先日見かけたニュースですが、三重のいなべ市が楽器の寄付を受け付けているとのこと。(いなべ市のサイトはこちら)
私も吹奏楽部だったので分かりますが、公立学校では備品として楽器を買おうにも、予算が足りずにボロボロの楽器を使い続けていたり、そもそも必要な楽器が揃っていない、ということも。
そんな事情もある中で、いなべ市は使わなくなった楽器の寄付を受け付けています。
この楽器のふるさと納税とはどんな制度なのか、税金の扱いはどうなるのか見ていきましょう。
楽器のふるさと納税とは?
楽器のふるさと納税とは、文字通り不要になった楽器を寄付することです。
地方自治体(いなべ市)への寄付になるため、ふるさと納税扱いとなり、税制優遇が受けられます。
寄付までの流れですが、いなべ市から必要な楽器が公表されていますので、それに当てはまる楽器の寄付を打診します。

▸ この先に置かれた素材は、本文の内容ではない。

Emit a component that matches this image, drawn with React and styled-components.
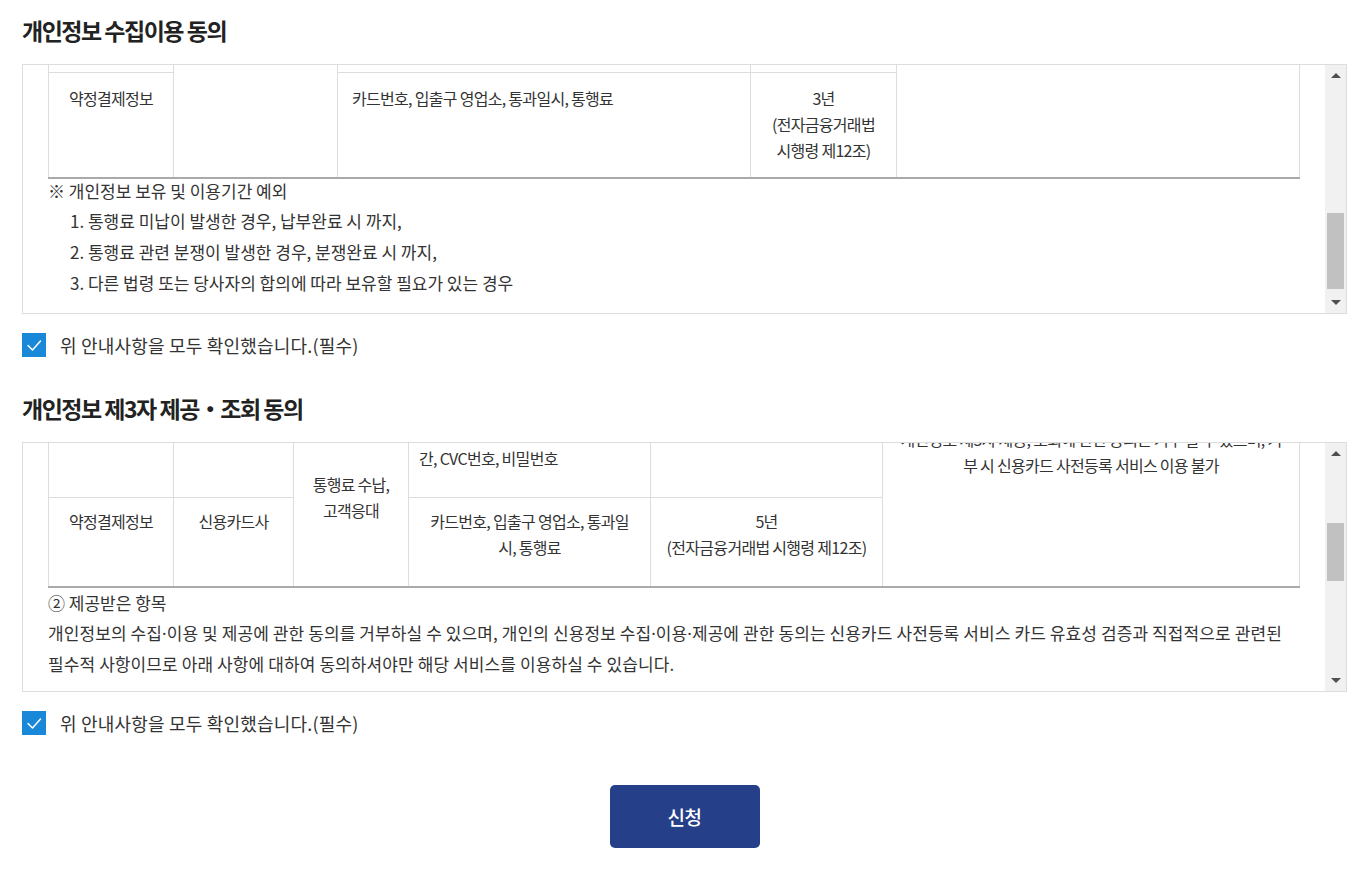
import React, { useLayoutEffect, useRef, useState } from "react";
import styled, { createGlobalStyle } from "styled-components";

const GlobalStyle = createGlobalStyle`
  html, body {
    margin: 0;
    padding: 0;
    background: #fff;
  }
  body {
    font-family: "Noto Sans CJK KR", "Noto Sans", sans-serif;
    color: #333;
  }
  * {
    box-sizing: border-box;
  }
`;

const ARROW = 21;

// scroll panel with a drawn scrollbar; the marked row is scrolled to `offset` px
const ScrollPanel = ({ offset, renderContent }) => {
  const viewRef = useRef(null);
  const markRef = useRef(null);
  const [thumb, setThumb] = useState({ top: 0, height: 0 });

  useLayoutEffect(() => {
    const view = viewRef.current;
    const mark = markRef.current;
    if (!view || !mark) return;
    view.scrollTop +=
      mark.getBoundingClientRect().top - view.getBoundingClientRect().top - offset;
    const track = view.clientHeight - ARROW * 2;
    const height = Math.max(
      20,
      Math.round((track * view.clientHeight) / view.scrollHeight)
    );
    const max = view.scrollHeight - view.clientHeight;
    const top = max > 0 ? Math.round(((track - height) * view.scrollTop) / max) : 0;
    setThumb({ top, height });
  }, [offset]);

  return (
    <Frame>
      <Viewport ref={viewRef}>{renderContent(markRef)}</Viewport>
      <Bar>
        <ArrowButton>
          <ArrowUp />
        </ArrowButton>
        <Track>
          <Thumb style={{ top: thumb.top, height: thumb.height }} />
        </Track>
        <ArrowButton>
          <ArrowDown />
        </ArrowButton>
      </Bar>
    </Frame>
  );
};

const Check = () => (
  <svg width="24" height="24" viewBox="0 0 24 24" fill="none">
    <polyline
      points="6,12.5 10.5,17 18.5,8"
      stroke="#fff"
      strokeWidth="1.5"
      strokeLinecap="round"
      strokeLinejoin="round"
    />
  </svg>
);

const Agree = () => (
  <AgreeRow>
    <CheckBox>
      <Check />
    </CheckBox>
    <AgreeLabel>위 안내사항을 모두 확인했습니다.(필수)</AgreeLabel>
  </AgreeRow>
);

const D = () => <Dot>·</Dot>;

const CollectContent = (markRef) => (
  <BoxInner $top={20} $bottom={25}>
    <Para>
      한국도로공사는 「개인정보 보호법」 제15조 및 제22조에 따라 신용카드 사전등록 서비스 제공을 위하여
      아래와 같이 개인정보를 수집
      <D />
      이용하고자 합니다.
      <br />
      수집된 개인정보는 아래의 목적 이외의 용도로는 이용되지 않으며, 이용 목적이 변경되는 경우에는 별도의
      동의를 받는 등 필요한 조치를 이행할 예정입니다.
    </Para>
    <Para>내용을 자세히 읽으신 후 동의 여부를 결정하여 주십시오.</Para>
    <SubTitle $gap={8}>
      ① 수집
      <D />
      이용 항목
    </SubTitle>
    <Table>
      <colgroup>
        <col style={{ width: 125 }} />
        <col style={{ width: 164 }} />
        <col style={{ width: 413 }} />
        <col style={{ width: 146 }} />
        <col style={{ width: 403 }} />
      </colgroup>
      <thead>
        <tr>
          <Th>구분</Th>
          <Th>
            수집
            <D />
            이용 목적
          </Th>
          <Th>
            수집
            <D />
            이용 항목
          </Th>
          <Th>보유 및 이용기간</Th>
          <Th>동의 거부 권리 및 불이익</Th>
        </tr>
      </thead>
      <tbody>
        <tr>
          <Td>회원정보</Td>
          <Td rowSpan={5}>신용카드 사전등록 서비스 제공, 통행료 자동결제, 고객응대</Td>
          <Td $align="left">성명, 생년월일, 휴대폰번호, 이메일</Td>
          <Td>회원 탈퇴 시 까지</Td>
          <Td rowSpan={5}>
            개인정보 수집
            <D />
            이용에 관한 동의는 거부 할 수 있으며, 거부 시 신용카드 사전등록 서비스 이용 불가
          </Td>
        </tr>
        <tr>
          <Td>주소정보</Td>
          <Td $align="left">우편번호, 주소</Td>
          <Td>회원 탈퇴 시 까지</Td>
        </tr>
        <tr>
          <Td>차량정보</Td>
          <Td $align="left">차량번호, 차종</Td>
          <Td>회원 탈퇴 시 까지</Td>
        </tr>
        <tr>
          <Td>카드정보</Td>
          <Td $align="left">카드번호, 유효기간, CVC번호, 비밀번호</Td>
          <Td>회원 탈퇴 시 까지</Td>
        </tr>
        <tr ref={markRef}>
          <Td>약정결제정보</Td>
          <Td $align="left">카드번호, 입출구 영업소, 통과일시, 통행료</Td>
          <Td $nowrap>
            3년
            <br />
            (전자금융거래법
            <br />
            시행령 제12조)
          </Td>
        </tr>
      </tbody>
    </Table>
    <NoteTitle>※ 개인정보 보유 및 이용기간 예외</NoteTitle>
    <NoteList>
      <NoteItem>1. 통행료 미납이 발생한 경우, 납부완료 시 까지,</NoteItem>
      <NoteItem>2. 통행료 관련 분쟁이 발생한 경우, 분쟁완료 시 까지,</NoteItem>
      <NoteItem>3. 다른 법령 또는 당사자의 합의에 따라 보유할 필요가 있는 경우</NoteItem>
    </NoteList>
  </BoxInner>
);

const ProvideContent = (markRef) => (
  <BoxInner $top={10} $bottom={86}>
    <Para>개인정보 제3자 제공 내역은 다음과 같습니다.</Para>
    <SubTitle>① 제공받는 자 및 제공 목적</SubTitle>
    <Table>
      <colgroup>
        <col style={{ width: 125 }} />
        <col style={{ width: 120 }} />
        <col style={{ width: 115 }} />
        <col style={{ width: 242 }} />
        <col style={{ width: 232 }} />
        <col style={{ width: 417 }} />
      </colgroup>
      <thead>
        <tr>
          <Th>구분</Th>
          <Th>제공받는 자</Th>
          <Th>제공 목적</Th>
          <Th>제공 항목</Th>
          <Th>보유 및 이용기간</Th>
          <Th>동의 거부 권리 및 불이익</Th>
        </tr>
      </thead>
      <tbody>
        <tr>
          <Td $tight>회원정보</Td>
          <Td $tight>한국도로공사</Td>
          <Td $tight>본인확인</Td>
          <Td $tight $align="left">성명, 휴대폰번호, 차량번호</Td>
          <Td $tight>회원 탈퇴 시 까지</Td>
          <Td $tight $nowrap>
            개인정보 제3자 제공에 관한 동의는 거부 할 수 있으며,
            <br />
            거부 시 서비스 이용 불가
          </Td>
        </tr>
        <tr>
          <Td $tight>카드정보</Td>
          <Td $tight>신용카드사</Td>
          <Td rowSpan={2} $valign="middle" $nowrap>
            통행료 수납,
            <br />
            고객응대
          </Td>
          <Td $tight $align="left" $nowrap>
            신용카드정보(카드번호, 유효기
            <br />
            간, CVC번호, 비밀번호
          </Td>
          <Td $tight>서비스 해지 시 까지</Td>
          <Td rowSpan={2} $top={17} $nowrap>
            개인정보 제3자 제공, 조회에 관한 동의는 거부 할 수 있으며, 거
            <br />
            부 시 신용카드 사전등록 서비스 이용 불가
          </Td>
        </tr>
        <tr ref={markRef}>
          <Td $tight>약정결제정보</Td>
          <Td $tight>신용카드사</Td>
          <Td $tight $nowrap>
            카드번호, 입출구 영업소, 통과일
            <br />
            시, 통행료
          </Td>
          <Td $tight $nowrap>
            5년
            <br />
            (전자금융거래법 시행령 제12조)
          </Td>
        </tr>
      </tbody>
    </Table>
    <SubTitle>② 제공받은 항목</SubTitle>
    <Para>
      개인정보의 수집
      <D />
      이용 및 제공에 관한 동의를 거부하실 수 있으며, 개인의 신용정보 수집
      <D />
      이용
      <D />
      제공에 관한 동의는 신용카드 사전등록 서비스 카드 유효성 검증과 직접적으로 관련된
      <br />
      필수적 사항이므로 아래 사항에 대하여 동의하셔야만 해당 서비스를 이용하실 수 있습니다.
    </Para>
    <SubTitle $gap={24}>③ 제공받는 자의 개인정보 보유 및 이용기간</SubTitle>
    <Para>
      제공받는 자는 제공 목적이 달성된 후에는 해당 정보를 지체 없이 파기합니다.
      <br />
      다만, 관계 법령에 따라 보존할 필요가 있는 경우에는 해당 법령에서 정한 기간 동안 보관합니다.
    </Para>
    <SubTitle $gap={12}>④ 동의를 거부할 권리 및 동의 거부에 따른 불이익</SubTitle>
    <Para>
      귀하는 개인정보 제3자 제공
      <D />
      조회에 대한 동의를 거부할 권리가 있습니다.
      <br />
      다만, 동의를 거부하실 경우 신용카드 사전등록 서비스를 이용하실 수 없습니다.
    </Para>
    <Para>기타 개인정보 처리에 관한 사항은 한국도로공사 개인정보 처리방침을 참고하여 주시기 바랍니다.</Para>
    <Para>문의 : 한국도로공사 고객센터 1588-2504</Para>
    <Para>운영시간 : 평일 09:00 ~ 18:00 (주말 및 공휴일 휴무)</Para>
  </BoxInner>
);

export default function App() {
  return (
    <>
      <GlobalStyle />
      <Page>
        <Section>
          <SectionTitle>개인정보 수집이용 동의</SectionTitle>
          <ScrollPanel offset={8} renderContent={CollectContent} />
          <Agree />
        </Section>
        <Section>
          <SectionTitle>개인정보 제3자 제공・조회 동의</SectionTitle>
          <ScrollPanel offset={55} renderContent={ProvideContent} />
          <Agree />
        </Section>
        <ButtonRow>
          <SubmitButton type="button">신청</SubmitButton>
        </ButtonRow>
      </Page>
    </>
  );
}

const Page = styled.div`
  width: 1357px;
  padding: 16px 10px 46px 22px;
  display: flex;
  flex-direction: column;
`;

const Section = styled.section`
  display: flex;
  flex-direction: column;
  & + & {
    margin-top: 37px;
  }
`;

const SectionTitle = styled.h2`
  margin: 0 0 19px;
  font-size: 23px;
  line-height: 29px;
  font-weight: 700;
  letter-spacing: -1.5px;
  color: #222;
`;

const Frame = styled.div`
  height: 250px;
  border: 1px solid #ddd;
  display: flex;
  background: #fff;
`;

const Viewport = styled.div`
  flex: 1;
  min-width: 0;
  overflow-y: auto;
  scrollbar-width: none;
  &::-webkit-scrollbar {
    display: none;
  }
`;

const Bar = styled.div`
  width: 21px;
  flex: none;
  display: flex;
  flex-direction: column;
  background: #f1f1f1;
`;

const ArrowButton = styled.div`
  height: ${ARROW}px;
  flex: none;
  display: flex;
  align-items: center;
  justify-content: center;
`;

const ArrowUp = styled.span`
  width: 0;
  height: 0;
  border-left: 5px solid transparent;
  border-right: 5px solid transparent;
  border-bottom: 5px solid #505050;
`;

const ArrowDown = styled.span`
  width: 0;
  height: 0;
  border-left: 5px solid transparent;
  border-right: 5px solid transparent;
  border-top: 5px solid #505050;
`;

const Track = styled.div`
  flex: 1;
  position: relative;
`;

const Thumb = styled.div`
  position: absolute;
  left: 2px;
  right: 2px;
  background: #c1c1c1;
`;

const BoxInner = styled.div`
  padding: ${(p) => p.$top}px 26px ${(p) => p.$bottom}px 25px;
`;

const Dot = styled.span`
  font-family: "Noto Sans", "Liberation Sans", sans-serif;
  letter-spacing: 0;
`;

const Para = styled.p`
  margin: 0;
  font-size: 17px;
  line-height: 30px;
  letter-spacing: 0.1px;
  color: #333;
`;

const SubTitle = styled.p`
  margin: ${(p) => p.$gap || 0}px 0 0;
  font-size: 17px;
  line-height: 30px;
  letter-spacing: 0;
  color: #333;
`;

const Table = styled.table`
  width: 100%;
  table-layout: fixed;
  border-collapse: collapse;
  border-top: 2px solid #555;
  border-bottom: 2px solid #aaa;
  margin-top: 6px;
`;

const Th = styled.th`
  border: 1px solid #ddd;
  border-top: 0;
  background: #f7f7f7;
  padding: 12px 10px;
  font-size: 16px;
  line-height: 26px;
  letter-spacing: -0.7px;
  font-weight: 500;
  color: #333;
`;

const Td = styled.td`
  border: 1px solid #ddd;
  padding: ${(p) =>
    p.$top ? `${p.$top}px 10px 10px` : p.$tight ? "10px 10px 26px" : "12px 14px 14px"};
  font-size: 16px;
  line-height: 26px;
  letter-spacing: -0.7px;
  color: #333;
  text-align: ${(p) => p.$align || "center"};
  vertical-align: ${(p) => p.$valign || "top"};
  white-space: ${(p) => (p.$nowrap ? "nowrap" : "normal")};
`;

const NoteTitle = styled.p`
  margin: 0;
  font-size: 17px;
  line-height: 24px;
  letter-spacing: 0;
  color: #333;
`;

const NoteList = styled.ul`
  list-style: none;
  margin: 2px 0 0;
  padding: 0 0 0 22px;
`;

const NoteItem = styled.li`
  font-size: 17px;
  line-height: 31px;
  letter-spacing: 0;
  color: #333;
`;

const AgreeRow = styled.label`
  display: flex;
  align-items: center;
  gap: 14px;
  margin-top: 19px;
  height: 24px;
`;

const CheckBox = styled.span`
  width: 24px;
  height: 24px;
  flex: none;
  display: flex;
  align-items: center;
  justify-content: center;
  background: #1a88d9;
`;

const AgreeLabel = styled.span`
  font-size: 18px;
  line-height: 24px;
  letter-spacing: 0.2px;
  color: #333;
`;

const ButtonRow = styled.div`
  display: flex;
  justify-content: center;
  margin-top: 50px;
`;

const SubmitButton = styled.button`
  width: 150px;
  height: 63px;
  border: 0;
  border-radius: 5px;
  background: #253f89;
  color: #fff;
  font-family: "Noto Sans CJK KR", "Noto Sans", sans-serif;
  font-size: 19px;
  font-weight: 500;
  letter-spacing: -0.5px;
  cursor: pointer;
`;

次に、楽器の査定をし、買取可能な状態であれば査定価格が提示され、それに納得すれば寄付を実行という流れになります。
ふるさと納税はお金じゃなくても可能
意外と知られていませんが、ふるさと納税(自治体への寄付)はお金ではなくても可能です。
しかし、ここで問題となるのは
①みなし時価譲渡(所得税法59条)
②寄付額はいくらなのか
の2つでしょう。
みなし時価譲渡とは
個人が法人へ物で贈与や寄付を行った場合、その時の時価で譲渡したものとみなされる、という規定があります。(所得税法59条)

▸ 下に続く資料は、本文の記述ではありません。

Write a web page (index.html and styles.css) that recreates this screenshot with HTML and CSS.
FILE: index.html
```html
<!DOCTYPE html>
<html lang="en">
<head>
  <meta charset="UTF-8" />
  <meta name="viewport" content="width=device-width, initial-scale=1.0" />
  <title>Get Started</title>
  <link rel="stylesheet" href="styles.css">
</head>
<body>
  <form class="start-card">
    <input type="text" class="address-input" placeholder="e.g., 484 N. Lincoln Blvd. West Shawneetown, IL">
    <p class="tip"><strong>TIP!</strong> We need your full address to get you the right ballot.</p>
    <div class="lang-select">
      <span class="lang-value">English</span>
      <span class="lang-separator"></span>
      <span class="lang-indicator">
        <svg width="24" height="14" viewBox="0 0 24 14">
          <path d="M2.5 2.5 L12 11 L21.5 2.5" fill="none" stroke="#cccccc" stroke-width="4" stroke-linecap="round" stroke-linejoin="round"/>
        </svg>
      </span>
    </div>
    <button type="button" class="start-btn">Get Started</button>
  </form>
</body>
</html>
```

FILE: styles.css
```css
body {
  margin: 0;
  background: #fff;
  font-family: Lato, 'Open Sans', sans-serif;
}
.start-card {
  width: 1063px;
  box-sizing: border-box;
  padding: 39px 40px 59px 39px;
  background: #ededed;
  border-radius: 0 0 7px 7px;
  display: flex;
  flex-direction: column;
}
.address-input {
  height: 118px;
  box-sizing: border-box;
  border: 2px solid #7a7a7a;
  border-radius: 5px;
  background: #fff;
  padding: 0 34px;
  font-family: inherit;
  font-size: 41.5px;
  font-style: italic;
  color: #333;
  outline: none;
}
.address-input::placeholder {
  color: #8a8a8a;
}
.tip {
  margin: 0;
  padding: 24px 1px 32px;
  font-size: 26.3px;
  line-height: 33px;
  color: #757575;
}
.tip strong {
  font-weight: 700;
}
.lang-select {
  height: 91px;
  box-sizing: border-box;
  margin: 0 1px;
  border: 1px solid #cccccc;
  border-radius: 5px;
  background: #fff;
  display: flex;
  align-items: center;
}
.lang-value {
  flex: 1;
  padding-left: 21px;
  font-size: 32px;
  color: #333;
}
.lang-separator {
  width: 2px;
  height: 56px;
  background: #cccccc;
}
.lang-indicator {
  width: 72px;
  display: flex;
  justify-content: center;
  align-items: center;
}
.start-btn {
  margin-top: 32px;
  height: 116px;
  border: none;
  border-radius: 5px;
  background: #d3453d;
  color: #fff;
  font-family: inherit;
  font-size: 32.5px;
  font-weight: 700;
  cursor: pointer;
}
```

例えば、時価30万円の楽器を法人に寄付した場合に、その寄付者は30万円で楽器を売ったという取り扱いになり、所得税が課税されてしまいます。
お金を貰ってないのに課税されるの?と思われるでしょうが、そういった扱いになっています。(制度の背景などは改めてご説明できればと思います。とりあえずここでは省きます。)
原則はこういった取り扱いですが、国や自治体、公益法人へ寄付した場合には非課税となるという特例があるため、楽器のふるさと納税では寄付者に所得税が掛かってしまう、ということはありません。
寄付額はいくらになるのか?
もう一つ問題になるのが、楽器の寄付額はいくらになるのか?という点です。
所得税法では、「支出した」金額が寄附金の金額として規定されていますが、物を寄付した場合の金額については明確に規定されていません。
通例として、物を寄付した場合は時価で寄付をしたということになりますので、楽器の寄付は査定額が寄附金の額として取り扱われることになります。
まとめ
過去に吹奏楽部などに所属していて楽器は持っているけど使ってない、という人は多くいることでしょう。
ふるさと納税と言えば、実質的には返礼品が目的の実自己負担2000円の通販となっていることも多いのではないでしょうか。
最近では過度な返礼品に規制が入るなどの対策は取られていますが、それでも根本的な目的の見直しにはなっていません。
そんな中で返礼品競争ではない新たなふるさと納税の取り組みとして、この楽器のふるさと納税は興味深い取り組みだと思います。
寄付者の想いを必要なところに届けるという意味では、こちらの方があるべき姿なのかもしれませんね。